Having lost the farm, Micheaux moved to Sioux City and began writing an autobiographical novel, “The Conquest: The Story of a Negro Pioneer,” naming the central character Oscar Devereaux. This self-published book was produced by the Woodruff Printing and Bank Note Co. at 1000 Q St. in Lincoln, for which Micheaux paid $500. He then set out to sell the book door to door with moderate success.

In 1915 the book came to the attention of George P. Johnson, an Omaha mailman, who, with his brother Noble, had established the Lincoln Motion Picture Co., the “first all-black movie production company” in the U.S. with offices in Omaha and a production facility in California. The Johnsons were eager to make a film of “The Conquest,” but when Micheaux insisted on directing it, the proposition failed. The Johnsons went on to produce five films which were primarily shown in black-only theaters, churches, etc., but folded in 1921.

Micheaux then moved to Chicago where he finished his second novel, “The Homesteader,” also printed in Lincoln by Woodruff. In Illinois he also sold stock in his own Micheaux Film and Book Co., which completed the original film of “The Conquest” and grossed a presentable $5,000. At about the same time he also established the Western Book Supply Co., which sold books door to door. “The Homesteader” was then made into a film in a rented Chicago studio in 1919, followed by “Within Our Gates,” in response to the pro-Ku Klux Klan “Birth of a Nation.” “The Homesteader,” as an eight-reel film, was termed the “first feature-length film made by an African-American.”
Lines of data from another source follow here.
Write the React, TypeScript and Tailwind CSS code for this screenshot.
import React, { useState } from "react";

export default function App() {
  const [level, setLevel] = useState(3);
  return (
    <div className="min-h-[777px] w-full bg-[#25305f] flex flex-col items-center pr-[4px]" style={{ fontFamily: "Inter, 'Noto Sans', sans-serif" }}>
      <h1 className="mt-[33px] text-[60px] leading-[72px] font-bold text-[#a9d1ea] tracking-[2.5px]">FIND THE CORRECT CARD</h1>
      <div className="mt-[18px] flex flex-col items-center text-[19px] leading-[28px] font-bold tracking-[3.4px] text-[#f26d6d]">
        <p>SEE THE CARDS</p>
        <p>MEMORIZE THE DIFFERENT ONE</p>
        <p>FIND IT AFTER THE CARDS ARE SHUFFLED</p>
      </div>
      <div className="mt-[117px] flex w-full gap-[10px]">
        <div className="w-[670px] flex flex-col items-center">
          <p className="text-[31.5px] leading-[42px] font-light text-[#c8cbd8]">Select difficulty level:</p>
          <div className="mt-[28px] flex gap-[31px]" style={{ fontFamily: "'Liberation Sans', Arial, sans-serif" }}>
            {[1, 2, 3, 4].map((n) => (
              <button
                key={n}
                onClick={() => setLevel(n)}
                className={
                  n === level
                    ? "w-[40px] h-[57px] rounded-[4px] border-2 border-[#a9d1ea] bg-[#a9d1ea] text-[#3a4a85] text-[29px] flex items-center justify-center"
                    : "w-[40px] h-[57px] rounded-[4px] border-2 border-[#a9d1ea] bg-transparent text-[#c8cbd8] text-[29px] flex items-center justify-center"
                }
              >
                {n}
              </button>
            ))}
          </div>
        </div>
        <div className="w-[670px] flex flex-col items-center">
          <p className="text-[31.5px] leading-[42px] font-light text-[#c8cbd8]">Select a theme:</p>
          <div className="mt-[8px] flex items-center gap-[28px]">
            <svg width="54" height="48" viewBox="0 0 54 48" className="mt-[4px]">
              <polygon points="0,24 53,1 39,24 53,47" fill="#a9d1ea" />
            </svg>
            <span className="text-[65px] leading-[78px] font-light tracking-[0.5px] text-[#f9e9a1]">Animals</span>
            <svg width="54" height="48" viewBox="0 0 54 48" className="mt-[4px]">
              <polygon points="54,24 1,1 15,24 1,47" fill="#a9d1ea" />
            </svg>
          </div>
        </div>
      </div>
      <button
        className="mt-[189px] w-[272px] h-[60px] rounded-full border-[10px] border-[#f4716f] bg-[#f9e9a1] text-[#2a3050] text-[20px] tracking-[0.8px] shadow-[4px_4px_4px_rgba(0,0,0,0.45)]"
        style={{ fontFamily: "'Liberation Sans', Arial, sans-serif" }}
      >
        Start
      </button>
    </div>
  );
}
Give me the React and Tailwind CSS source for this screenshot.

In 1924 Micheaux produced “Body and Soul,” which featured Paul Robeson in his first role. This movie, the story of a corrupt minister, may have been loosely based on his father-in-law. Micheaux married his second wife, Alice Russell, and established the Micheaux Film Corp. in 1929, which produced “The Exile,” the first black sound movie two years later. The firm’s last motion picture was the three-hour-long “Betrayal,” which was released in 1948.

Micheaux died in 1951 while on a promotional tour and was buried in Kansas. Although most of his film production was in the silent era, 15 were talking pictures. In 1987 he was given a Hollywood Boulevard “star,” in 2010 a 44-cent U.S. postage stamp was issued in his honor, and in 2017 a biopic based on his life was announced in “Variety.”

Micheaux was lauded as “the most successful African-American filmmaker” of all time. Oscar would probably be amazed that a couple of his films are still available on DVD and astounded to learn that a signed copy of his first book in good condition might bring $500, the total cost of its first printing.